If random people were simply asked, “What’s the first thing that pops into your head when you hear the word salesperson?” The answers would inevitably include; talkative, pushy, dishonest, annoying and arrogant. Yet, if those same people were asked , “What’s the first thing you think of when you hear the word consultant?” Those answers would probably contain words like; trustworthy, caring, interested, knowledgeable and helpful. But the ultimate question is: “What’s the difference between a salesperson and a consultant?”, and the answer is: perception!
The bad news is that we can’t control the fact that perceptions are realities, but the good news is that we can control our actions that impact those perceptions that become realities. Stereotypically, average salespeople really are talkative, pushy, dishonest, annoying and arrogant! That’s because too much talking and not enough listening is the standard mouth-to-ear ratio of the common salesperson. As a result, the perception of anyone in the sales industry is in the same regard.
My wonderful grandparents from Italy lived with us when I was in high school. It seemed like every day, Popi would do something to annoy Nonna and you could hear her all the way downstairs ranting & raving in Italian. After about five minutes, when Popi apparently reached his limit and you would clearly hear him shout, “Ah, shut-uppa you!” (I guess there was no translation), and then there was silence.
I often think about that childhood experience in sales situations and wonder how often prospects would like to give annoying salespeople one good “shut-uppa you” and wait for the silence.
I can remember someone once saying to me, “You must be great in sales because you’re a good talker.” I beg your pardon, I thought. It’s actually quite the contrary!
Here’s the golden rule in professional sales, we’ve been given two ears and one mouth and we should use them in that proportion.

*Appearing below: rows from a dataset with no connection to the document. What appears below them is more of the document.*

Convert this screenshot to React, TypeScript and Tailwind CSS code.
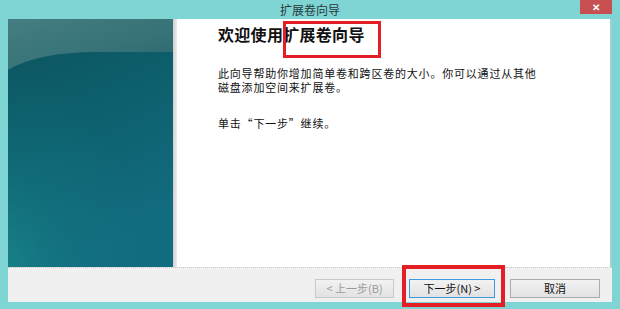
import React, { FC } from "react";

const cjk = "font-['Noto_Sans_CJK_SC','Noto_Sans',sans-serif]";

// decorative side picture of the wizard
const SidePanel: FC = () => {
	return (
		<svg width="165" height="248" viewBox="0 0 165 248" className="block">
			<defs>
				<linearGradient id="body" x1="0" y1="0" x2="0.3" y2="1">
					<stop offset="0" stopColor="#0b525c" />
					<stop offset="0.45" stopColor="#0d5f6c" />
					<stop offset="1" stopColor="#126c80" />
				</linearGradient>
				<radialGradient id="glow" cx="0" cy="1" r="0.8">
					<stop offset="0" stopColor="#188589" stopOpacity="0.8" />
					<stop offset="0.5" stopColor="#157b84" stopOpacity="0.3" />
					<stop offset="1" stopColor="#157b84" stopOpacity="0" />
				</radialGradient>
				<linearGradient id="cap" x1="0" y1="0" x2="1" y2="1">
					<stop offset="0" stopColor="#457e82" />
					<stop offset="1" stopColor="#2c6a70" />
				</linearGradient>
			</defs>
			<rect width="165" height="248" fill="url(#body)" />
			<rect width="165" height="248" fill="url(#glow)" />
			<path d="M0,51 Q30,33 90,33 L165,33 L165,0 L0,0 Z" fill="url(#cap)" />
		</svg>
	);
};

interface BtnProps {
	label: string;
	width: string;
	disabled?: boolean;
	focused?: boolean;
}

const WizButton: FC<BtnProps> = ({ label, width, disabled, focused }) => {
	return (
		<div
			className={`${width} h-[19px] flex items-center justify-center text-[11px] leading-none bg-gradient-to-b from-[#f2f2f2] to-[#e2e2e2] border ${
				focused
					? "border-[#3c9ae0] text-[#111]"
					: disabled
					? "border-[#c9c9c9] text-[#9b9b9b]"
					: "border-[#acacac] text-[#111]"
			}`}
		>
			{label}
		</div>
	);
};

const App: FC = () => {
	return (
		<div className={`relative w-[620px] h-[309px] bg-[#7fd4d4] flex flex-col overflow-hidden ${cjk}`}>
			{/* title bar */}
			<div className="h-[19px] flex items-start">
				<div className="w-[40px]" />
				<div className="flex-1 text-center text-[12px] leading-[19px] text-[#2a3a3a]">扩展卷向导</div>
				<div className="w-[32px] h-[14px] mr-[8px] bg-[#c84f4f] flex items-center justify-center text-white text-[10px] font-bold leading-none">
					✕
				</div>
			</div>

			{/* body */}
			<div className="mx-[8px] flex-1 flex flex-col">
				<div className="h-[248px] flex">
					<SidePanel />
					<div className="w-[4px] bg-gradient-to-r from-[#cfcfcf] to-[#ececec]" />
					<div className="flex-1 bg-white pl-[41px] pt-[4px] text-[#111]">
						<h1 className="text-[16px] font-bold leading-[22px] tracking-[0.3px]">欢迎使用扩展卷向导</h1>
						<div className="mt-[21px] flex flex-col text-[11px] leading-[14px] tracking-[0.8px]">
							<span>此向导帮助你增加简单卷和跨区卷的大小。你可以通过从其他</span>
							<span>磁盘添加空间来扩展卷。</span>
						</div>
						<p className="mt-[22px] text-[11px] leading-[14px] tracking-[0.8px]">单击“下一步”继续。</p>
					</div>
					<div className="w-[2px] bg-[#9fcfd0]" />
				</div>
				<div className="h-[35px] bg-[#f0f0f0] border-t border-dotted border-[#c8c8c8] flex justify-end items-start pt-[11px] pr-[12px] gap-[15px]">
					<WizButton label="< 上一步(B)" width="w-[79px]" disabled />
					<WizButton label="下一步(N) >" width="w-[86px]" focused />
					<WizButton label="取消" width="w-[90px]" />
				</div>
			</div>
			<div className="h-[7px]" />

			{/* red highlight marks */}
			<div className="absolute left-[283px] top-[21px] w-[98px] h-[37px] border-[3px] border-[#e31e24]" />
			<div className="absolute left-[402px] top-[265px] w-[103px] h-[42px] border-[4px] border-[#e31e24]" />
		</div>
	);
};

export default App;
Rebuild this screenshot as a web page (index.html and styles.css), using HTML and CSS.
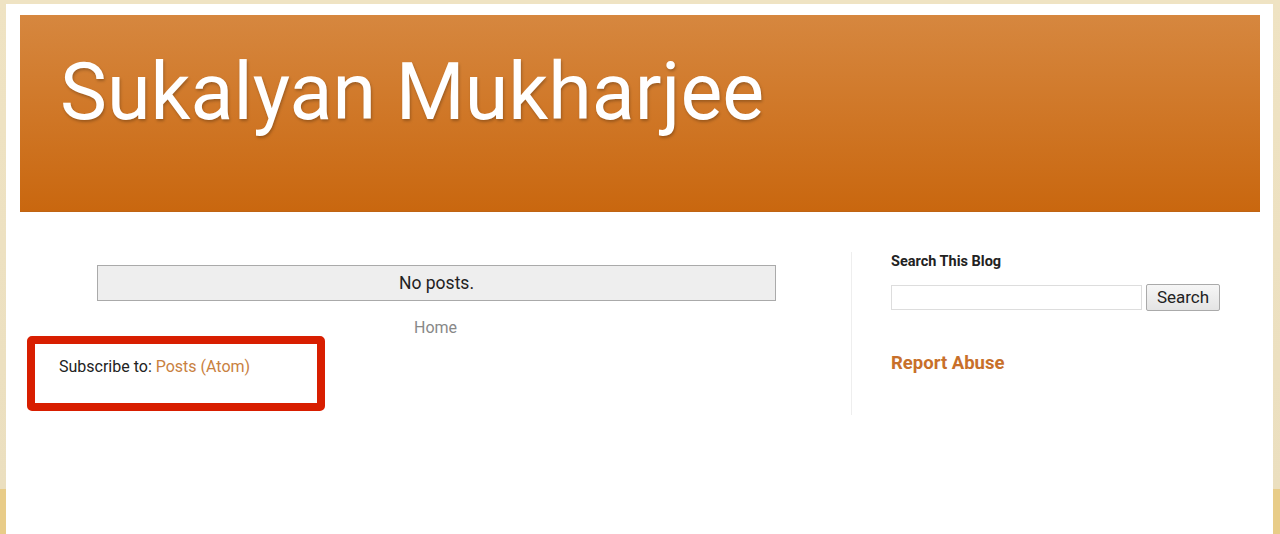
FILE: index.html
```html
<!DOCTYPE html>
<html>
<head>
  <link rel="stylesheet" href="styles.css">
</head>
<body>
  <div class="page">
    <div class="header">
      <h1 class="title">Sukalyan Mukharjee</h1>
    </div>

    <div class="content">
      <div class="main">
        <div class="status-msg">No posts.</div>
        <div class="home-link"><a href="#">Home</a></div>
        <div class="feed-links">
          Subscribe to: <a href="#">Posts (Atom)</a>
        </div>
      </div>

      <div class="sidebar">
        <h2 class="widget-title">Search This Blog</h2>
        <form class="search-form" onsubmit="return false">
          <input type="text" class="search-input">
          <button type="submit" class="search-btn">Search</button>
        </form>
        <h3 class="report"><a href="#">Report Abuse</a></h3>
      </div>
    </div>
  </div>
</body>
</html>
```

FILE: styles.css
```css
body {
  margin: 0;
  font-family: Roboto, "Liberation Sans", sans-serif;
  color: #222;
  background: linear-gradient(#efe3c3 0, #ebdfbf 489px, #e8cc88 489px, #e8cc88 100%);
  min-height: 534px;
}
a {
  text-decoration: none;
}
.page {
  margin: 4px 7px 0 6px;
  background: #fff;
  min-height: 530px;
  padding: 11px 13px 0 14px;
}
.header {
  height: 197px;
  background: linear-gradient(#d6873f, #c9670f);
  border-bottom: 1px solid #bf6414;
  box-sizing: border-box;
  padding: 38px 40px 0 40px;
}
.title {
  margin: 0;
  font-size: 79px;
  font-weight: 400;
  line-height: 1;
  color: #fff;
  text-shadow: 1px 2px 3px rgba(0, 0, 0, 0.25);
}
.content {
  display: flex;
  padding-top: 40px;
}
.main {
  width: 832px;
  border-right: 1px solid #eee;
  height: 163px;
  box-sizing: border-box;
}
.status-msg {
  margin: 13px 75px 0 77px;
  background: #eee;
  border: 1px solid #aaa;
  padding: 7px 0;
  text-align: center;
  font-size: 17.5px;
  line-height: 20px;
}
.home-link {
  text-align: center;
  margin-top: 19px;
  font-size: 16px;
  line-height: 16px;
}
.home-link a {
  color: #888;
}
.feed-links {
  margin: 0 0 0 7px;
  width: 298px;
  height: 75px;
  box-sizing: border-box;
  border: 8px solid #d81e00;
  border-radius: 5px;
  padding: 13px 0 0 24px;
  font-size: 16px;
  line-height: 20px;
}
.feed-links a {
  color: #c9813f;
}
.sidebar {
  padding-left: 39px;
}
.widget-title {
  margin: 0;
  padding-top: 1px;
  font-size: 14.5px;
  font-weight: 700;
  line-height: 18px;
  color: #222;
}
.search-form {
  display: flex;
  align-items: center;
  gap: 4px;
  margin-top: 13px;
}
.search-input {
  width: 251px;
  height: 25px;
  box-sizing: border-box;
  border: 1px solid #ddd;
  padding: 2px 4px;
}
.search-btn {
  width: 74px;
  height: 27px;
  font-family: Roboto, "Liberation Sans", sans-serif;
  font-size: 17px;
  line-height: 25px;
  color: #222;
  background: linear-gradient(#f6f6f6, #e4e4e4);
  border: 1px solid #aaa;
  border-radius: 2px;
  padding: 0 0 2px 0;
}
.report {
  margin: 41px 0 0 0;
  font-size: 18.5px;
  font-weight: 700;
  line-height: 22px;
}
.report a {
  color: #c8702a;
}
```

In other words, listen twice as much as we talk and talk only half as much as we listen!
We all know that gut-wrenching feeling when we need to make a purchase that requires a salesperson, for example automobiles, insurance, appliances or even electronic devices. It’s not the investment of whatever we’re considering buying that causes the most anxiety, it’s the fear of being taken advantage of by the sales representative that talk us into a corner, right?
It’s true that people won’t care how much we know, until they know how much we care in anything in life. But it is especially true in the sales process when “people” are our prospects. If they first know how much we care, then they will care how much we know, which also makes them more comfortable to buy from us. That confirms the cliché that “people will buy from people that they like”, because people like sales professionals that they trust because of their integrity not their words!